Supplied information =
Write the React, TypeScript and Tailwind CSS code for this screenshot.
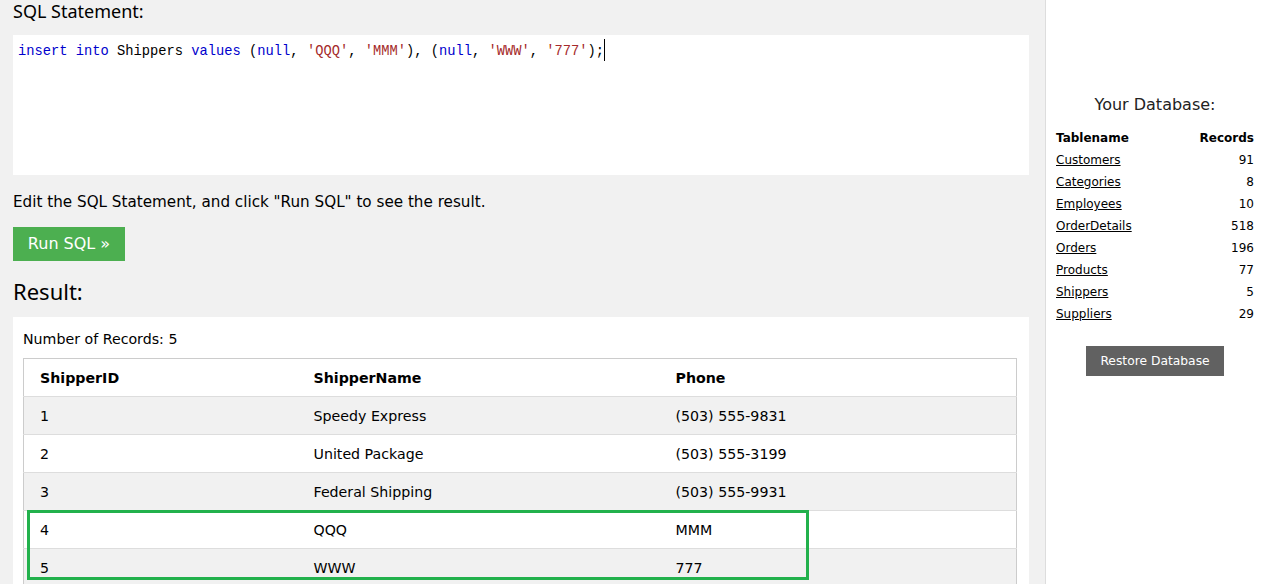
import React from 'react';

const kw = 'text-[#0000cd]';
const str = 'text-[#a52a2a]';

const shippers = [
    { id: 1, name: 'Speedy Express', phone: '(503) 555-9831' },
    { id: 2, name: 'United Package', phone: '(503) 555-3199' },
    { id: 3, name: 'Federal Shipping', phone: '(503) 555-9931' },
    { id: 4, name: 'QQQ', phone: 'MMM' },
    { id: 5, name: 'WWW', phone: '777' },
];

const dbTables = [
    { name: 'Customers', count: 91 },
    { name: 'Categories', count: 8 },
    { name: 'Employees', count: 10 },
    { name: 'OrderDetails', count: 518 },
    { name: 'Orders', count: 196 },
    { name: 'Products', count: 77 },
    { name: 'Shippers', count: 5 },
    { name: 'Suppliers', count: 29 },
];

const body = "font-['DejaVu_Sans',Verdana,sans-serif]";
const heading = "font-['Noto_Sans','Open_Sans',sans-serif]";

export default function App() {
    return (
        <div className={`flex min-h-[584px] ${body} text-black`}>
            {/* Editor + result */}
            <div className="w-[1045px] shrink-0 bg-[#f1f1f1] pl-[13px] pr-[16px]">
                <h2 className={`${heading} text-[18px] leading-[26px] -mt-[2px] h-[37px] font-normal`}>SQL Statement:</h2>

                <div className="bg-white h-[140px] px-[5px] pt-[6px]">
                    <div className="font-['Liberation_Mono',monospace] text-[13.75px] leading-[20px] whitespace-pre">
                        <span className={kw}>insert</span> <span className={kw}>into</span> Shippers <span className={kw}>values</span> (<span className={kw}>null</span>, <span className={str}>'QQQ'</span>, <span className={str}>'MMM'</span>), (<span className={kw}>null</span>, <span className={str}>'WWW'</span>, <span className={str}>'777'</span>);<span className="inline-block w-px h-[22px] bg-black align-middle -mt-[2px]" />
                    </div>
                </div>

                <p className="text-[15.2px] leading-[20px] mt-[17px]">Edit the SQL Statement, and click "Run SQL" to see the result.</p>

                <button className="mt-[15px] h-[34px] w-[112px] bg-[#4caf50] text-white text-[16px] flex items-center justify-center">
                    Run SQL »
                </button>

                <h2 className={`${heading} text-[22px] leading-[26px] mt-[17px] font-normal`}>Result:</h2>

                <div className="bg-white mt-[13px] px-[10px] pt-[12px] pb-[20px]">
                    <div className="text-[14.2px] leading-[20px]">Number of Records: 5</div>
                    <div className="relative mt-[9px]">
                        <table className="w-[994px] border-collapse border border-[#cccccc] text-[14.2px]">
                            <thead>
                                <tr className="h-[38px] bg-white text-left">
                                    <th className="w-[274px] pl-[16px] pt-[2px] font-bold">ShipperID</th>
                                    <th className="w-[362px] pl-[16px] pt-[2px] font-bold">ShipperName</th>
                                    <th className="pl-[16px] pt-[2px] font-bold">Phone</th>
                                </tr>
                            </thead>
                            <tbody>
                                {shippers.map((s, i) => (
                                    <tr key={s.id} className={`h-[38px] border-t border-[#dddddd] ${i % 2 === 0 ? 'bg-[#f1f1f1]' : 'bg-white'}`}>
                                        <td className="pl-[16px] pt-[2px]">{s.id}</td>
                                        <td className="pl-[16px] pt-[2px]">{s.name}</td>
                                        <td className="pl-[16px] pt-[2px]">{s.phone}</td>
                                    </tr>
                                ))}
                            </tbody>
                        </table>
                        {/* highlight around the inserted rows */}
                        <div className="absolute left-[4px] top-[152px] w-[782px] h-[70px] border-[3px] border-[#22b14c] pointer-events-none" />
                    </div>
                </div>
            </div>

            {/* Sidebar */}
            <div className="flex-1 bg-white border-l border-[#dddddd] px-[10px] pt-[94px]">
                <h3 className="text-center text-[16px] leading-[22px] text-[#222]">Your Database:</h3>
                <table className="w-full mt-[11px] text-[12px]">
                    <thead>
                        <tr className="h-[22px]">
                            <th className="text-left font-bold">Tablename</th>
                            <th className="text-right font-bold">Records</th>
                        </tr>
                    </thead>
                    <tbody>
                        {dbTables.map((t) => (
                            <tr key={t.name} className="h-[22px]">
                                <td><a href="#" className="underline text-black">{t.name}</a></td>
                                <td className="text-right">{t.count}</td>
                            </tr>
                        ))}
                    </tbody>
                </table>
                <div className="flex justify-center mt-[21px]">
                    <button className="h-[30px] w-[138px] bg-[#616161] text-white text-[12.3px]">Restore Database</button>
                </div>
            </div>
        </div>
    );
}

Work instructions = Repeat the data exactly, excluding the pictures.

Written answer =
Write the React, TypeScript and Tailwind CSS code for this screenshot.
import React from 'react';

const kw = 'text-[#0000cd]';
const str = 'text-[#a52a2a]';

const shippers = [
    { id: 1, name: 'Speedy Express', phone: '(503) 555-9831' },
    { id: 2, name: 'United Package', phone: '(503) 555-3199' },
    { id: 3, name: 'Federal Shipping', phone: '(503) 555-9931' },
    { id: 4, name: 'QQQ', phone: 'MMM' },
    { id: 5, name: 'WWW', phone: '777' },
];

const dbTables = [
    { name: 'Customers', count: 91 },
    { name: 'Categories', count: 8 },
    { name: 'Employees', count: 10 },
    { name: 'OrderDetails', count: 518 },
    { name: 'Orders', count: 196 },
    { name: 'Products', count: 77 },
    { name: 'Shippers', count: 5 },
    { name: 'Suppliers', count: 29 },
];

const body = "font-['DejaVu_Sans',Verdana,sans-serif]";
const heading = "font-['Noto_Sans','Open_Sans',sans-serif]";

export default function App() {
    return (
        <div className={`flex min-h-[584px] ${body} text-black`}>
            {/* Editor + result */}
            <div className="w-[1045px] shrink-0 bg-[#f1f1f1] pl-[13px] pr-[16px]">
                <h2 className={`${heading} text-[18px] leading-[26px] -mt-[2px] h-[37px] font-normal`}>SQL Statement:</h2>

                <div className="bg-white h-[140px] px-[5px] pt-[6px]">
                    <div className="font-['Liberation_Mono',monospace] text-[13.75px] leading-[20px] whitespace-pre">
                        <span className={kw}>insert</span> <span className={kw}>into</span> Shippers <span className={kw}>values</span> (<span className={kw}>null</span>, <span className={str}>'QQQ'</span>, <span className={str}>'MMM'</span>), (<span className={kw}>null</span>, <span className={str}>'WWW'</span>, <span className={str}>'777'</span>);<span className="inline-block w-px h-[22px] bg-black align-middle -mt-[2px]" />
                    </div>
                </div>

                <p className="text-[15.2px] leading-[20px] mt-[17px]">Edit the SQL Statement, and click "Run SQL" to see the result.</p>

                <button className="mt-[15px] h-[34px] w-[112px] bg-[#4caf50] text-white text-[16px] flex items-center justify-center">
                    Run SQL »
                </button>

                <h2 className={`${heading} text-[22px] leading-[26px] mt-[17px] font-normal`}>Result:</h2>

                <div className="bg-white mt-[13px] px-[10px] pt-[12px] pb-[20px]">
                    <div className="text-[14.2px] leading-[20px]">Number of Records: 5</div>
                    <div className="relative mt-[9px]">
                        <table className="w-[994px] border-collapse border border-[#cccccc] text-[14.2px]">
                            <thead>
                                <tr className="h-[38px] bg-white text-left">
                                    <th className="w-[274px] pl-[16px] pt-[2px] font-bold">ShipperID</th>
                                    <th className="w-[362px] pl-[16px] pt-[2px] font-bold">ShipperName</th>
                                    <th className="pl-[16px] pt-[2px] font-bold">Phone</th>
                                </tr>
                            </thead>
                            <tbody>
                                {shippers.map((s, i) => (
                                    <tr key={s.id} className={`h-[38px] border-t border-[#dddddd] ${i % 2 === 0 ? 'bg-[#f1f1f1]' : 'bg-white'}`}>
                                        <td className="pl-[16px] pt-[2px]">{s.id}</td>
                                        <td className="pl-[16px] pt-[2px]">{s.name}</td>
                                        <td className="pl-[16px] pt-[2px]">{s.phone}</td>
                                    </tr>
                                ))}
                            </tbody>
                        </table>
                        {/* highlight around the inserted rows */}
                        <div className="absolute left-[4px] top-[152px] w-[782px] h-[70px] border-[3px] border-[#22b14c] pointer-events-none" />
                    </div>
                </div>
            </div>

            {/* Sidebar */}
            <div className="flex-1 bg-white border-l border-[#dddddd] px-[10px] pt-[94px]">
                <h3 className="text-center text-[16px] leading-[22px] text-[#222]">Your Database:</h3>
                <table className="w-full mt-[11px] text-[12px]">
                    <thead>
                        <tr className="h-[22px]">
                            <th className="text-left font-bold">Tablename</th>
                            <th className="text-right font-bold">Records</th>
                        </tr>
                    </thead>
                    <tbody>
                        {dbTables.map((t) => (
                            <tr key={t.name} className="h-[22px]">
                                <td><a href="#" className="underline text-black">{t.name}</a></td>
                                <td className="text-right">{t.count}</td>
                            </tr>
                        ))}
                    </tbody>
                </table>
                <div className="flex justify-center mt-[21px]">
                    <button className="h-[30px] w-[138px] bg-[#616161] text-white text-[12.3px]">Restore Database</button>
                </div>
            </div>
        </div>
    );
}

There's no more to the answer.